Directions: Check each line of the listing for the string "Tailwind", count the lines that have it, and answer with that number only.

The input:

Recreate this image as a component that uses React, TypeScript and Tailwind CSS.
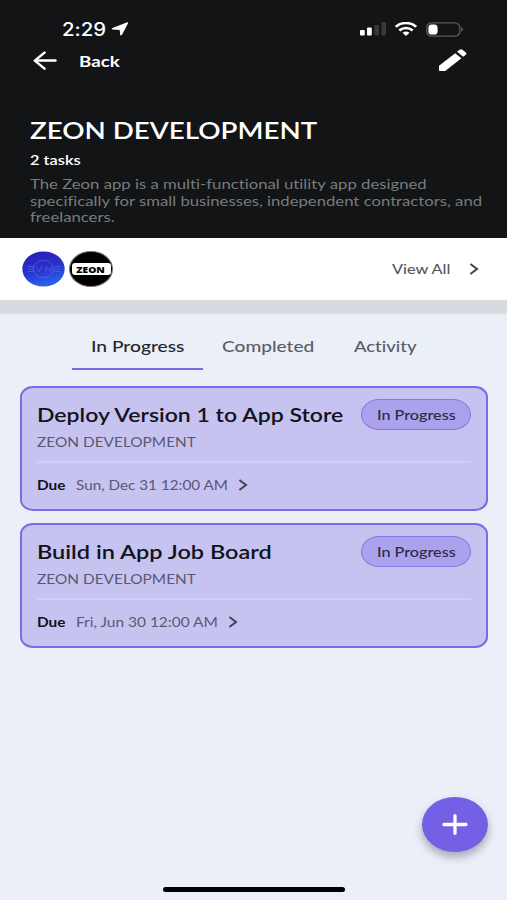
import type { ReactNode } from 'react'
import clsx from 'clsx'

type Task = {
  title: string
  project: string
  due: string
  status: string
  titleClass: string
  dueBox: string
  dueClass: string
}

const TASKS: Task[] = [
  {
    title: 'Deploy Version 1 to App Store',
    project: 'ZEON DEVELOPMENT',
    due: 'Sun, Dec 31 12:00 AM',
    status: 'In Progress',
    titleClass: 'scale-x-[1.151]',
    dueBox: 'w-[153px]',
    dueClass: 'scale-x-[1.09]',
  },
  {
    title: 'Build in App Job Board',
    project: 'ZEON DEVELOPMENT',
    due: 'Fri, Jun 30 12:00 AM',
    status: 'In Progress',
    titleClass: 'scale-x-[1.175]',
    dueBox: 'w-[143px]',
    dueClass: 'scale-x-[1.105]',
  },
]

const TABS = [
  { label: 'In Progress', box: 'w-[131px] pl-[19px]', text: 'scale-x-[1.2]', active: true },
  { label: 'Completed', box: 'w-[131px] pl-[19px]', text: 'scale-x-[1.195]', active: false },
  { label: 'Activity', box: 'w-[101px] pl-[20px]', text: 'scale-x-[1.15]', active: false },
]

// Extended-width text: the glyphs are widened from their left edge
function Wide({ children, className }: { children: ReactNode; className?: string }) {
  return <span className={clsx('inline-block origin-left whitespace-nowrap', className)}>{children}</span>
}

function Chevron({ className }: { className?: string }) {
  return (
    <svg className={className} width="10" height="12" viewBox="0 0 10 12" fill="none" stroke="currentColor" strokeWidth="2.1">
      <path d="M1.4 1 8 6 1.4 11" />
    </svg>
  )
}

function StatusBar() {
  return (
    <div className="flex h-[22px] items-center pl-[62px] text-white">
      <div className="w-[49px] pt-px font-['Inter'] text-[18px] leading-[22px] font-medium">
        <Wide className="scale-x-[1.13]">2:29</Wide>
      </div>
      <svg width="18" height="14" viewBox="0 0 18 14" fill="currentColor">
        <path d="M15.6.4Q17.6 0 16.8 1.8L11 12.8Q9.6 14.5 9.1 12.4L8.7 7.9 1.9 7.6Q-.3 7 1.5 5.9Z" />
      </svg>
      <svg className="ml-[231px]" width="27" height="14" viewBox="0 0 27 14" fill="currentColor">
        <rect x="0" y="8" width="4.8" height="5.5" rx="1" />
        <rect x="7" y="5.6" width="4.8" height="7.9" rx="1" />
        <rect x="14.4" y="3" width="4.6" height="10.5" rx="1" fill="#38393b" />
        <rect x="21.4" y="0" width="4.6" height="13.5" rx="1" fill="#38393b" />
      </svg>
      <svg className="ml-[8px]" width="22" height="14" viewBox="0 0 22 14" fill="none" stroke="currentColor" strokeWidth="2.6">
        <path d="M.8 4.8C6.5-.2 15.5-.2 21.2 4.8" />
        <path d="M4.3 8.4C8.2 5.1 13.8 5.1 17.7 8.4" />
        <path d="M7.5 10.8Q11 8.2 14.5 10.8L11 14Z" fill="currentColor" stroke="none" />
      </svg>
      <svg className="ml-[9px]" width="38" height="15" viewBox="0 0 38 15" fill="none">
        <rect x=".8" y=".8" width="33" height="13.4" rx="4.8" stroke="#58595b" strokeWidth="1.3" />
        <rect x="2.4" y="2.4" width="9.2" height="10.2" rx="3.4" fill="#fff" />
        <path d="M35.2 5.3Q37.2 6 37.2 7.5T35.2 9.7Z" fill="#58595b" />
      </svg>
    </div>
  )
}

function Header() {
  return (
    <header className="h-[238px] bg-[#121416] pt-[18px] text-white">
      <StatusBar />
      <div className="flex h-[41px] items-center pr-[40px] pl-[33px]">
        <svg width="25" height="20" viewBox="0 0 25 20" fill="none" stroke="currentColor" strokeWidth="2.5" strokeLinecap="round" strokeLinejoin="round">
          <path d="M22.5 9.6H2M11.5 1.6 1.8 9.6 11.5 17.6" />
        </svg>
        <div className="ml-[21px] text-[15px] leading-5 font-bold">
          <Wide className="scale-x-[1.25]">Back</Wide>
        </div>
        <svg className="ml-auto" width="28" height="23" viewBox="0 0 28 23" fill="currentColor">
          <path d="M0 16.8 16.2 4.2 22.4 9.2 6.2 22.1H.8Q0 22.1 0 21.3Z" />
          <path d="M18 2.8 20.6.8Q22-.2 23.4.8L26.8 3.6Q28 4.6 26.8 5.7L24.2 7.8Z" />
        </svg>
      </div>
      <div className="mt-[35px] pl-[29.5px]">
        <h1 className="h-[30px] text-[23px] leading-[29px] font-semibold">
          <Wide className="scale-x-[1.205]">ZEON DEVELOPMENT</Wide>
        </h1>
        <p className="h-[28px] text-[14px] leading-[28px] font-semibold">
          <Wide className="scale-x-[1.17]">2 tasks</Wide>
        </p>
        <p className="mt-[2px] text-[14px] leading-[16.5px] text-[#767c80]">
          <Wide className="scale-x-[1.193]">
            The Zeon app is a multi-functional utility app designed
            <br />
            specifically for small businesses, independent contractors, and
            <br />
            freelancers.
          </Wide>
        </p>
      </div>
    </header>
  )
}

function Members() {
  return (
    <>
      <section className="flex h-[62px] items-center bg-white pl-[22px]">
        <svg width="43" height="36" viewBox="0 0 43 36" fill="none">
          <defs>
            <linearGradient id="orb" x1="0.35" y1="0" x2="0.65" y2="1">
              <stop offset="0" stopColor="#2b1fb4" />
              <stop offset=".5" stopColor="#2733cd" />
              <stop offset="1" stopColor="#2b68f0" />
            </linearGradient>
          </defs>
          <ellipse cx="21.5" cy="18" rx="21.2" ry="17.6" fill="url(#orb)" />
          <g stroke="#7d8af0" strokeOpacity=".5" strokeWidth=".8">
            <ellipse cx="21.5" cy="18" rx="10" ry="8.6" />
            <path d="M6 15.5H12M6 18H12M6 20.500H12M14 15.5 17 20.500 20 15.5M24 20.500V15.500L29 20.500V15.500M38 15.500H32M32 18H38M32 20.500H38" />
          </g>
        </svg>
        <div className="ml-[4px] flex h-[36px] w-[44px] items-center justify-center rounded-[50%] border border-[#777] bg-black">
          <div className="flex h-[12px] w-[39px] items-center justify-center rounded-[3px] bg-white font-['Open_Sans'] text-[9px] leading-none font-extrabold text-black">
            <span className="scale-x-[1.14]">ZEON</span>
          </div>
        </div>
        <div className="ml-[279px] w-[77px] text-[14px] leading-5 font-medium text-[#55585d]">
          <Wide className="scale-x-[1.16]">View All</Wide>
        </div>
        <Chevron className="text-[#45474c]" />
      </section>
      <div className="h-[13px] rounded-b-[3px] bg-[#d7dbe0] shadow-[0_1px_2px_#d7dbe0]" />
    </>
  )
}

function Tabs() {
  return (
    <nav className="flex h-[57px] pl-[72px]">
      {TABS.map((t) => (
        <div
          key={t.label}
          className={clsx(
            'h-full border-b-2 pt-[23px] text-[16px] leading-5 font-medium',
            t.box,
            t.active ? 'border-[#7869e4] text-[#24262b]' : 'border-transparent text-[#5a5d63]',
          )}
        >
          <Wide className={t.text}>{t.label}</Wide>
        </div>
      ))}
    </nav>
  )
}

function TaskCard({ task }: { task: Task }) {
  return (
    <article className="h-[125px] rounded-[13px/11px] border-2 border-[#7b6be4] bg-[#c6c3f1] pt-[11px] pr-[15px] pl-[15px]">
      <div className="flex h-[31px] items-center justify-between">
        <h2 className="text-[20px] leading-[31px] font-semibold text-[#11131a]">
          <Wide className={task.titleClass}>{task.title}</Wide>
        </h2>
        <div className="flex h-[31px] w-[110px] shrink-0 items-center rounded-[18px/15.5px] border border-[#8577e6] bg-[#aba2ed] pl-[15px] text-[14px] leading-5 font-medium text-[#2b2945]">
          <Wide className="scale-x-[1.155]">{task.status}</Wide>
        </div>
      </div>
      <div className="h-[33px] border-b-2 border-[#d0cef1] text-[14px] leading-[24px] text-[#5a5872]">
        <Wide className="scale-x-[1.1]">{task.project}</Wide>
      </div>
      <div className="flex h-[44px] items-center text-[14px] leading-5 text-[#5a5872]">
        <div className="w-[38.5px] font-bold text-[#11131a]">
          <Wide className="scale-x-[1.1]">Due</Wide>
        </div>
        <div className={clsx('mr-[9px]', task.dueBox)}>
          <Wide className={task.dueClass}>{task.due}</Wide>
        </div>
        <Chevron className="text-[#45435a]" />
      </div>
    </article>
  )
}

export default function App() {
  return (
    <div className="relative h-[900px] w-[507px] overflow-hidden bg-[#ebeff7] font-['Lato',sans-serif] [font-variant-ligatures:none]">
      <Header />
      <Members />
      <Tabs />
      <main className="mt-[16px] flex flex-col gap-[12px] pr-[19px] pl-[20px]">
        {TASKS.map((t) => (
          <TaskCard key={t.title} task={t} />
        ))}
      </main>

      <button className="absolute top-[797px] left-[422px] flex h-[55px] w-[66px] items-center justify-center rounded-[50%] bg-[#7460e4] text-white shadow-[0_5px_8px_rgba(60,60,90,0.4)]">
        <svg width="26" height="21" viewBox="0 0 26 21" fill="none" stroke="currentColor" strokeWidth="3.3" strokeLinecap="round">
          <path d="M13 1.7V19.3M2 10.5H24" />
        </svg>
      </button>
      <div className="absolute top-[887px] left-[163px] h-[5px] w-[182px] rounded-full bg-black" />
    </div>
  )
}
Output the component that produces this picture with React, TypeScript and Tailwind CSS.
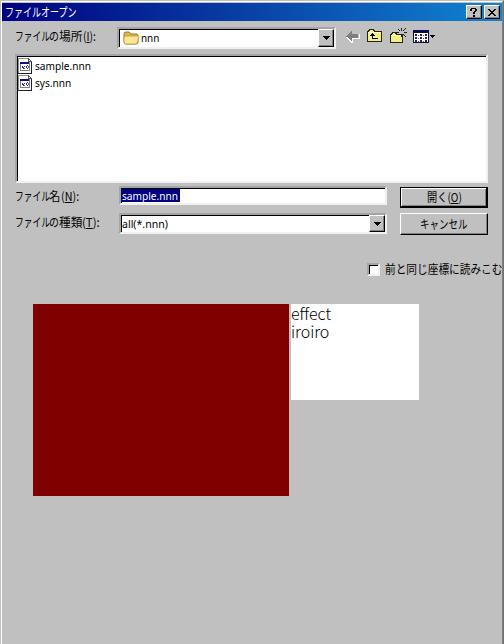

The result: 2